- Seal
- Baranyaszentgyörgy Location in Baranya County Baranyaszentgyörgy Baranyaszentgyörgy (Hungary)
- Coordinates: 46°14′40″N 18°00′57″E﻿ / ﻿46.24444°N 18.01583°E
- Country: Hungary
- County: Baranya
- District: Hegyhát

Government
- • Type: Mayor-council
- • Mayor: János Eizemann (Fidesz-KDNP)

Area
- • Total: 7.27 km^{2} (2.81 sq mi)

Population (2021)
- • Total: 120
- • Density: 17/km^{2} (43/sq mi)
- Time zone: UTC+1 (CET)
- • Summer (DST): UTC+2 (CEST)
- Postal code: 7383
- Area code: 72
- NUTS 3: HU231
- HCSO: 05485

= Baranyaszentgyörgy =

Baranyaszentgyörgy is a village (község) in Hegyhát District, northern Baranya county, in the Southern Transdanubia region of Hungary. Its population at the 2011 census was 141.

== Geography ==
The village is located at 46° 14′ 40″ N, 18° 0′ 57″ E. Its area is 7.27 km2. It is part of the Southern Transdanubia statistical region, and administratively it falls under Baranya County and Hegyhát District. It lies 7 km west of the town of Sásd and 25.5 km northwest of Pécs.

== Demographics ==
=== 2011 census ===
As of the census of 2011, there were 141 residents, 61 households, and 40 families living in the village.
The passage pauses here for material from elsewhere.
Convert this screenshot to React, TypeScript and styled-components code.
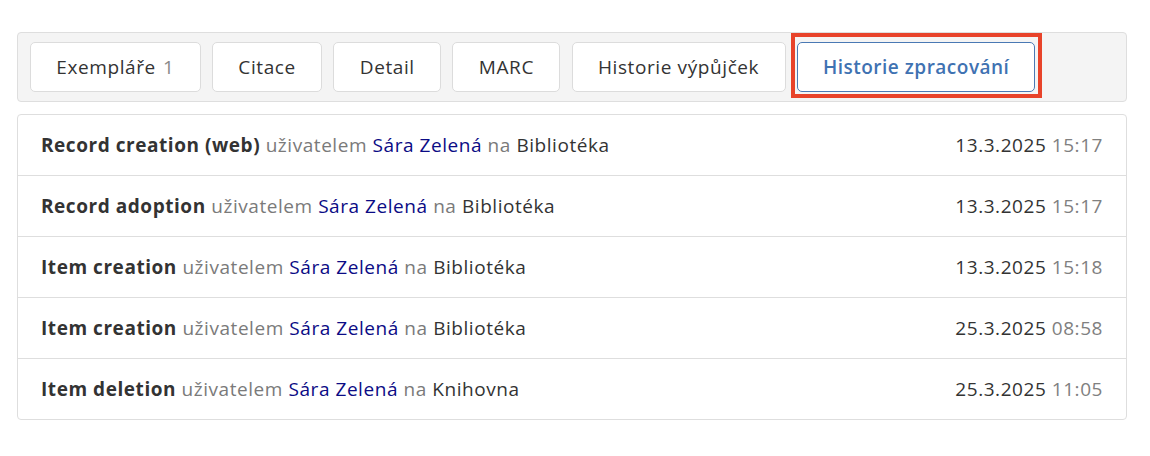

The population density was 50 /mi2. There were 76 dwellings at an average density of 27 /mi2. The average household size was 2.36. The average number of children was 1.03. The average family size was 2.83.

Religious affiliation was 59.0% Roman Catholic, 4.9% Calvinist, 1.4% Lutheran, 1.4% Greek Catholic, 0.7% other religion and 8.3% unaffiliated, with 24.3% declining to answer.

The village had a significant ethnic minority Roma population of 21.6%. A small number of residents also identified as Croat (1.0%). The majority declared themselves as Hungarian (76.5%), with 23.5% declining to answer. (Note: As a person can affiliate themselves with more than one ethnic group (nationality), the totals may be greater than 100%.)

== Local government ==
The village is governed by a mayor with a four-person council. The local government of the village operates a joint council office with the nearby localities of Baranyaszentgyörgy, Gödre, Meződ, Palé, Sásd, Varga and Vázsnok. The seat of the joint council is in Sásd.

== Transportation ==
=== Railway ===
- Sásd Train Station, 10 km to the east of the village. The station is on the Pusztaszabolcs–Pécs and Dombóvár-Komló railway lines and is operated by MÁV.